Reinventing organisational learning: the emergence of the corporate university

Reinventing organisational learning: the emergence of the corporate university

In 1989, Ray Stata – in his role as chairman of the board and president of the highly successful Analog Devices Inc. – wrote an article published in the Sloan Management Review on the vital need for management practices to become more innovative.

His article is noteworthy for many reasons, in particular though is his observation that: “The rate at which individuals and organisations learn may become the only sustainable competitive advantage, especially in knowledge-intensive industries.”

That observation is equally, if not more, relevant today than it was in 1989. I would, however, ask him to substitute the terminology of sustainable competitive advantage with that of a ‘renewable competitive advantage’.

I would suggest this because the speed of change that we now experience in the external environment can no longer accommodate a notion of a more static, focused, ‘sustained‘ market  position.

A renewable competitive advantage is in turn driven by knowledge and the rate of learning in organisations. Stata became closely involved with Peter Senge, author of The Fifth Discipline, in his endeavour to crack the code of organisational learning. Senge’s five disciplines include:

  • Systems thinking The open articulation of a conceptual framework providing insight into full patterns of programs and events rather than end-to-end processes alone.
  • Personal mastery The extent of an individual’s commitment to lifelong learning.
  • Mental models A reassessment of the deeply ingrained assumptions, generalisations and pictures of images that influence how and why we act and behave the way we do.
  • Building shared vision A discipline of translating individual vision into a shared vision of the team.
  • Team learning The capacity of team members to suspend assumptions and enter into a genuine dialogue described as “thinking together”.
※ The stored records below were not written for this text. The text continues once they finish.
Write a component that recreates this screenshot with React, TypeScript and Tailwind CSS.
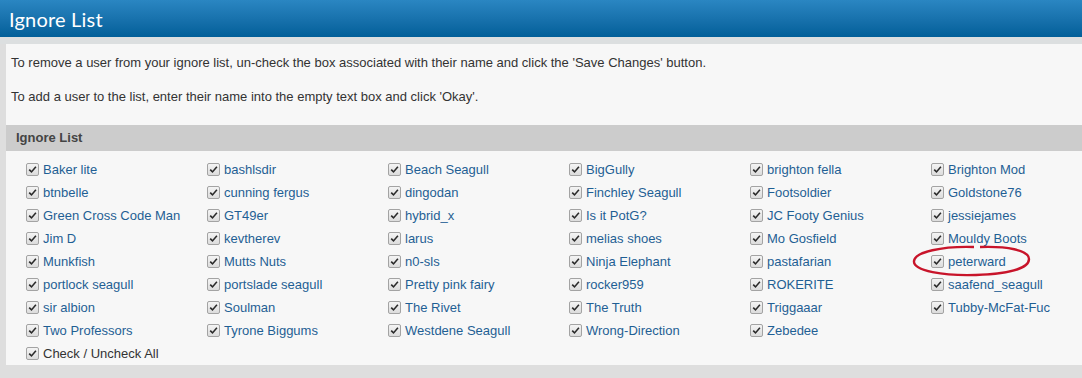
const rows: string[][] = [
  ['Baker lite', 'bashlsdir', 'Beach Seagull', 'BigGully', 'brighton fella', 'Brighton Mod'],
  ['btnbelle', 'cunning fergus', 'dingodan', 'Finchley Seagull', 'Footsoldier', 'Goldstone76'],
  ['Green Cross Code Man', 'GT49er', 'hybrid_x', 'Is it PotG?', 'JC Footy Genius', 'jessiejames'],
  ['Jim D', 'kevtherev', 'larus', 'melias shoes', 'Mo Gosfield', 'Mouldy Boots'],
  ['Munkfish', 'Mutts Nuts', 'n0-sls', 'Ninja Elephant', 'pastafarian', 'peterward'],
  ['portlock seagull', 'portslade seagull', 'Pretty pink fairy', 'rocker959', 'ROKERITE', 'saafend_seagull'],
  ['sir albion', 'Soulman', 'The Rivet', 'The Truth', 'Triggaaar', 'Tubby-McFat-Fuc'],
  ['Two Professors', 'Tyrone Biggums', 'Westdene Seagull', 'Wrong-Direction', 'Zebedee'],
];

function Check() {
  return (
    <span className="inline-flex w-[13px] h-[13px] shrink-0 items-center justify-center border border-[#a3a3a3] rounded-[2px] bg-gradient-to-b from-[#f4f4f4] to-[#dcdcdc]">
      <svg width="9" height="9" viewBox="0 0 9 9">
        <path d="M1.2 4.6 L3.5 6.9 L7.9 1.8" fill="none" stroke="#2b2b2b" strokeWidth="1.6" />
      </svg>
    </span>
  );
}

function Entry({ name, link = true }: { name: string; link?: boolean }) {
  return (
    <label className="flex items-center gap-[4px] h-[23px] whitespace-nowrap">
      <Check />
      <span className={link ? 'text-[#1f5f94]' : 'text-[#333]'}>{name}</span>
    </label>
  );
}

export default function App() {
  return (
    <div className="w-[1082px] h-[378px] overflow-hidden bg-[#dedede] font-['Liberation_Sans',Arial,sans-serif] text-[13px]">
      <div className="h-[37px] bg-gradient-to-b from-[#2a86c2] to-[#015f99] flex items-center px-[9px]">
        <h1 className="text-white text-[20px] font-['Lato',sans-serif] tracking-[0.2px]">Ignore List</h1>
      </div>
      <div className="h-[7px] bg-[#dcdfe0]" />
      <div className="ml-[6px] bg-[#f7f7f7] h-[81px] pl-[5px] pt-[10px] text-[#333]">
        <p className="leading-[18px]">
          To remove a user from your ignore list, un-check the box associated with their name and click the 'Save Changes' button.
        </p>
        <p className="leading-[18px] mt-[16px]">
          To add a user to the list, enter their name into the empty text box and click 'Okay'.
        </p>
      </div>
      <div className="ml-[6px] h-[26px] bg-[#cccccc] flex items-center pl-[10px] font-bold text-[#444]">Ignore List</div>
      <div className="ml-[6px] h-[214px] bg-[#f7f7f7] pl-[20px] pt-[7px] relative">
        <div className="grid grid-cols-[repeat(6,181px)]">
          {rows.flat().map((n) => (
            <Entry key={n} name={n} />
          ))}
        </div>
        <Entry name="Check / Uncheck All" link={false} />
        <svg className="absolute left-[906px] top-[93px]" width="120" height="34" viewBox="0 0 120 34">
          <path
            d="M62 3 C30 2 3 8 2 17 C1 27 32 32 64 31 C94 30 117 25 117 15 C117 6 94 2 68 3"
            fill="none"
            stroke="#c8142a"
            strokeWidth="2.4"
          />
        </svg>
      </div>
    </div>
  );
}
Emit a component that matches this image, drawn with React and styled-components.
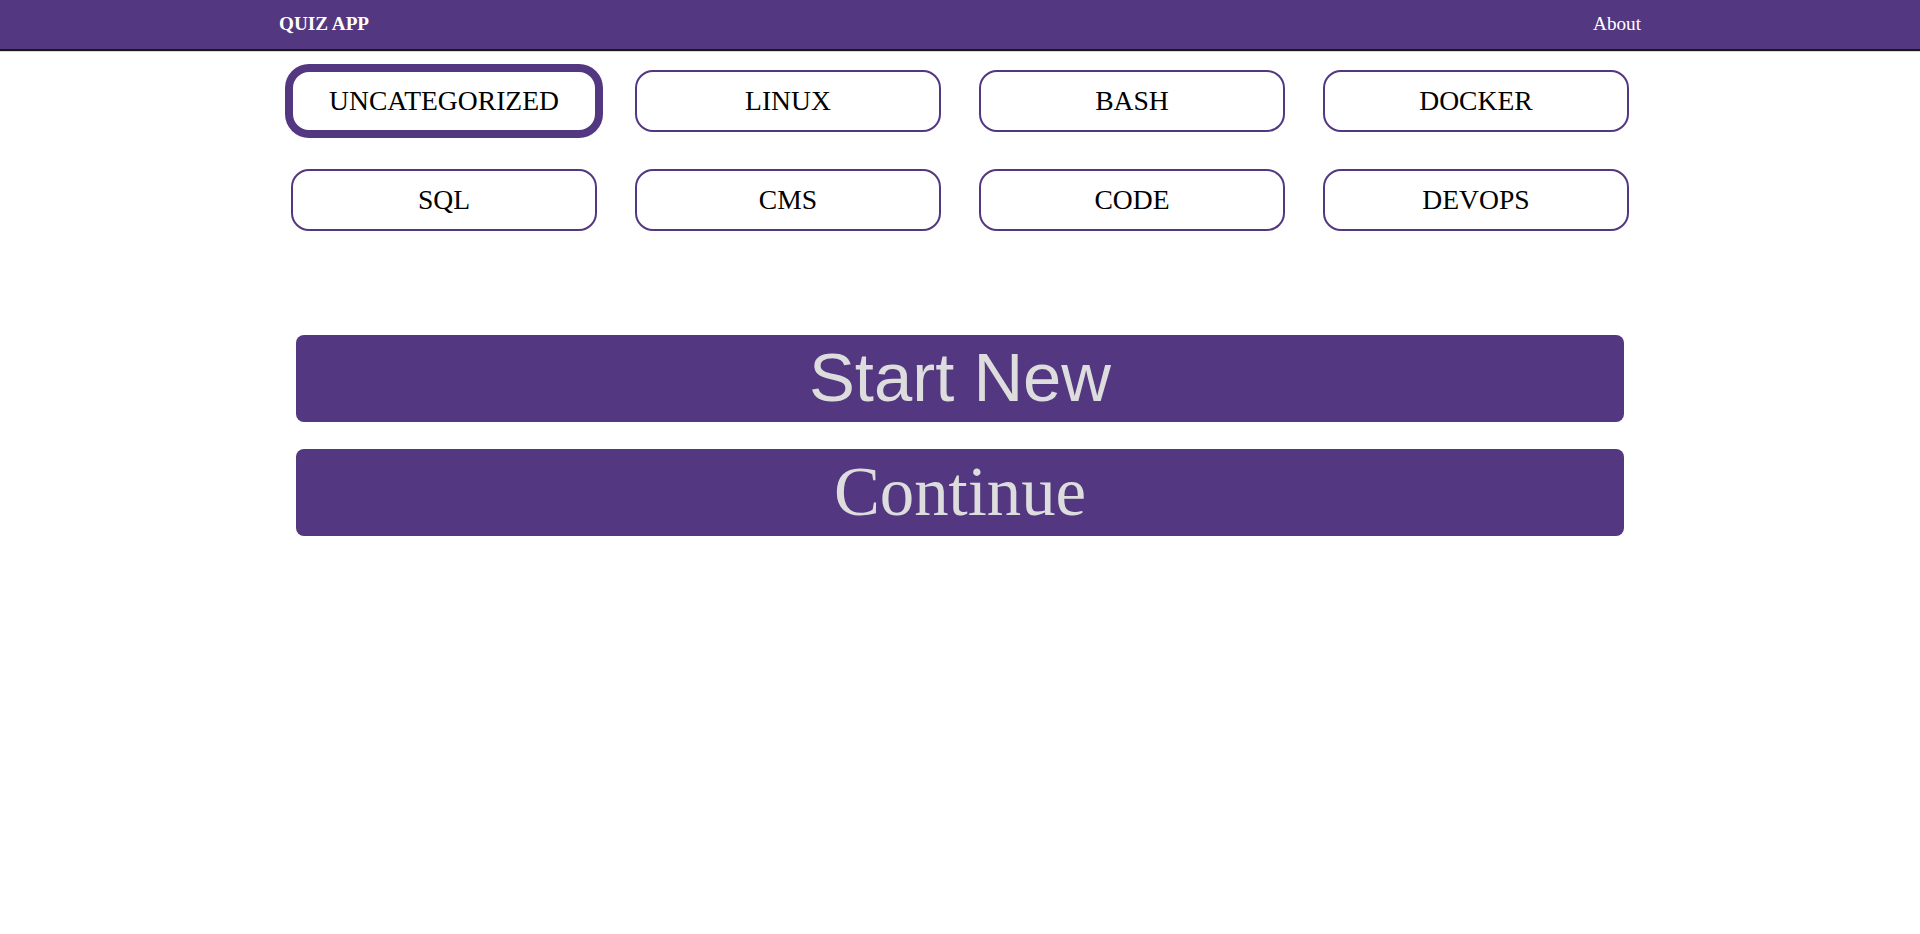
import React, { useState } from "react";
import styled, { createGlobalStyle } from "styled-components";

const purple = "#533780";

const GlobalStyle = createGlobalStyle`
  body {
    margin: 0;
    background: #fff;
    font-family: "Liberation Serif", "Times New Roman", serif;
  }
`;

const categories = ["UNCATEGORIZED", "LINUX", "BASH", "DOCKER", "SQL", "CMS", "CODE", "DEVOPS"];

function App() {
  const [selected, setSelected] = useState("UNCATEGORIZED");

  return (
    <>
      <GlobalStyle />
      <Navbar>
        <div className="inner">
          <Brand>QUIZ APP</Brand>
          <NavLink href="#">About</NavLink>
        </div>
      </Navbar>
      <Main>
        <CategoryGrid>
          {categories.map((c) => (
            <CategoryButton
              key={c}
              $active={selected === c}
              onClick={() => setSelected(c)}
            >
              {c}
            </CategoryButton>
          ))}
        </CategoryGrid>
        <Actions>
          <ActionButton $sans>Start New</ActionButton>
          <ActionButton>Continue</ActionButton>
        </Actions>
      </Main>
    </>
  );
}

const Navbar = styled.nav`
  height: 49px;
  background-color: ${purple};
  box-shadow: 0 2px 1px rgba(0, 0, 0, 0.9);
  .inner {
    width: 1362px;
    height: 100%;
    margin: 0 auto;
    padding-bottom: 2px;
    box-sizing: border-box;
    display: flex;
    align-items: center;
    justify-content: space-between;
  }
`;

const Brand = styled.h3`
  margin: 0;
  color: #fff;
  font-size: 19.2px;
  font-weight: bold;
`;

const NavLink = styled.a`
  color: #fff;
  font-size: 19.2px;
  text-decoration: none;
`;

const Main = styled.main`
  width: 1338px;
  margin: 21px auto 0;
`;

const CategoryGrid = styled.div`
  display: grid;
  grid-template-columns: repeat(4, 1fr);
  column-gap: 38px;
  row-gap: 37px;
`;

const CategoryButton = styled.button`
  height: 62px;
  background: #fff;
  border: 2px solid ${purple};
  border-radius: 18px;
  box-shadow: ${(p) => (p.$active ? `0 0 0 6px ${purple}` : "none")};
  color: #000;
  font-family: "Liberation Serif", "Times New Roman", serif;
  font-size: 27.6px;
  cursor: pointer;
  padding: 0;
`;

const Actions = styled.div`
  width: 1328px;
  margin: 104px auto 0;
  display: flex;
  flex-direction: column;
  gap: 27px;
`;

const ActionButton = styled.button`
  height: 87px;
  border: none;
  border-radius: 8px;
  background: ${purple};
  color: #dddddd;
  font-family: ${(p) =>
    p.$sans
      ? `"Liberation Sans", Arial, sans-serif`
      : `"Liberation Serif", "Times New Roman", serif`};
  font-size: 68.8px;
  line-height: 1;
  cursor: pointer;
  padding: 0;
`;

export default App;
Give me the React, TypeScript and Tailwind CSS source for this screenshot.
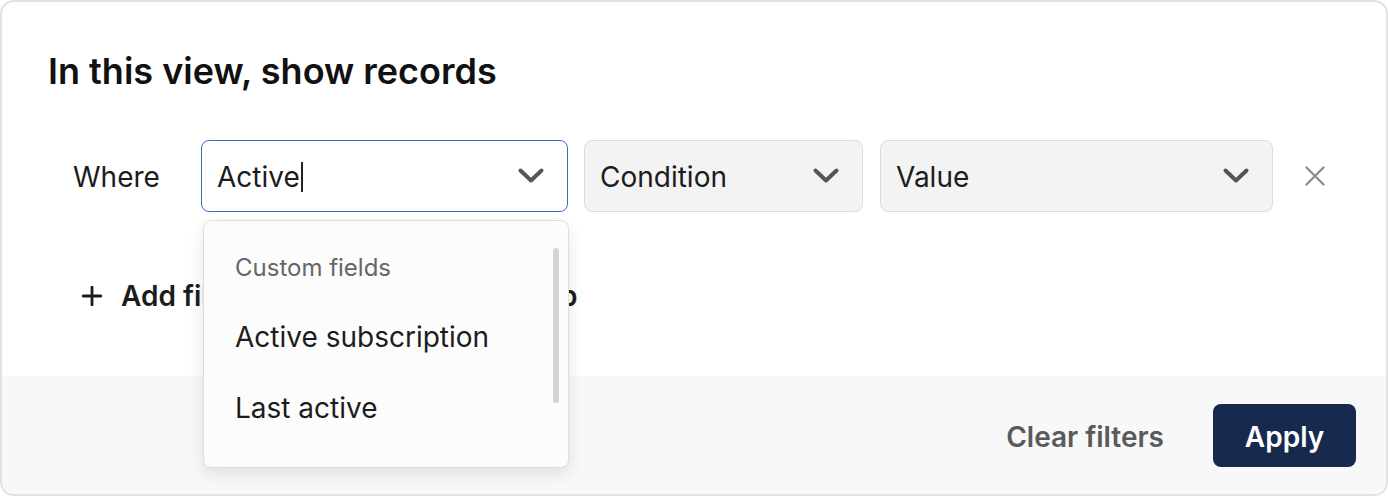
import type { ReactNode } from "react";

function Chevron() {
  return (
    <svg width="28" height="18" viewBox="0 0 28 18" fill="none" className="text-[#555]">
      <path d="M3.5 3.5 L14 13.5 L24.5 3.5" stroke="currentColor" strokeWidth="4" strokeLinecap="round" strokeLinejoin="round" />
    </svg>
  );
}

function PlusIcon() {
  return (
    <svg width="20" height="20" viewBox="0 0 20 20" fill="none" className="text-[#1c1c1c]">
      <path d="M10 1 V19 M1 10 H19" stroke="currentColor" strokeWidth="2.8" strokeLinecap="round" />
    </svg>
  );
}

function Select({ label, width, active }: { label: ReactNode; width: string; active?: boolean }) {
  return (
    <div
      className={`flex h-[72px] ${width} items-center justify-between rounded-[8px] border pl-[15px] pr-[22px] ${
        active ? "border-[#3b6cc9] bg-white" : "border-[#dcdcdc] bg-[#f3f3f3]"
      }`}
    >
      <span className="flex items-center pt-[2px] text-[28px] text-[#1c1c1c]">
        {label}
        {active && <span className="ml-[1px] inline-block h-[30px] w-[2px] bg-[#222]" />}
      </span>
      <Chevron />
    </div>
  );
}

export default function App() {
  return (
    <div className="h-[496px] w-[1388px] bg-white font-['Inter',sans-serif]">
      <div className="flex h-full w-full flex-col overflow-hidden rounded-[14px] border-2 border-[#e2e2e2] bg-white">
        {/* Top */}
        <div className="flex-1 pl-[46px] pt-[47px]">
          <h2 className="text-[36px] font-semibold leading-[44px] text-[#111]">
            In this view, show records
          </h2>

          <div className="mt-[47px] flex items-center pl-[25px]">
            <span className="w-[128px] pt-[2px] text-[28px] text-[#1c1c1c]">Where</span>
            <div className="relative">
              <Select label="Active" width="w-[367px]" active />
              {/* Dropdown */}
              <div className="absolute left-[2px] top-[80px] z-10 h-[248px] w-[366px] rounded-[8px] border border-[#dedede] bg-[#fcfcfc] shadow-[0_6px_16px_rgba(0,0,0,0.10)]">
                <div className="flex h-full">
                  <div className="flex-1 pl-[31px] pt-[31px]">
                    <div className="text-[24px] leading-[32px] text-[#666]">Custom fields</div>
                    <div className="mt-[36px] text-[28px] leading-[34px] text-[#1c1c1c]">Active subscription</div>
                    <div className="mt-[37px] text-[28px] leading-[34px] text-[#1c1c1c]">Last active</div>
                  </div>
                  <div className="mr-[9px] mt-[27px] h-[155px] w-[6px] rounded-full bg-[#d4d4d4]" />
                </div>
              </div>
            </div>
            <div className="ml-[16px]">
              <Select label="Condition" width="w-[279px]" />
            </div>
            <div className="ml-[17px]">
              <Select label="Value" width="w-[393px]" />
            </div>
            <svg width="20" height="20" viewBox="0 0 20 20" fill="none" className="ml-[32px] text-[#8a8a8a]">
              <path d="M1.5 1.5 L18.5 18.5 M18.5 1.5 L1.5 18.5" stroke="currentColor" strokeWidth="2.2" strokeLinecap="round" />
            </svg>
          </div>

          <div className="mt-[63px] flex items-center gap-[80px] pl-[34px]">
            <button className="flex items-center gap-[19px] text-[28px] font-semibold text-[#1c1c1c]">
              <PlusIcon />
              Add filter
            </button>
            <button className="flex items-center gap-[19px] text-[28px] font-semibold text-[#1c1c1c]">
              <PlusIcon />
              Add filter group
            </button>
          </div>
        </div>

        {/* Footer */}
        <div className="flex h-[118px] items-center justify-end gap-[49px] bg-[#f8f8f8] pr-[30px]">
          <button className="pt-[4px] text-[28px] font-semibold text-[#5a5a5a]">Clear filters</button>
          <button className="h-[63px] w-[143px] rounded-[8px] bg-[#172a4d] pt-[3px] text-[28px] font-semibold text-white">
            Apply
          </button>
        </div>
      </div>
    </div>
  );
}
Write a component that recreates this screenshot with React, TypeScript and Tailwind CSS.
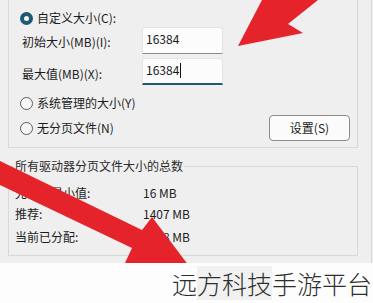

Senge’s work has not been overtly adopted by many organisations in the sense that few can claim to be a truly formal ‘learning organisation’, at least not to the extent that he would have hoped. What has happened though is that his underlying philosophies have taken hold.

Increasingly, and on a global scale, there is a trend orienting towards the reinvention of the way we learn in organisations, from self-taught to the operation of an independent, internally resourced corporate university.

A corporate university (or corporate academy) is not a university owned by a public corporation; rather it is a way to shape strategy-driven learning and development.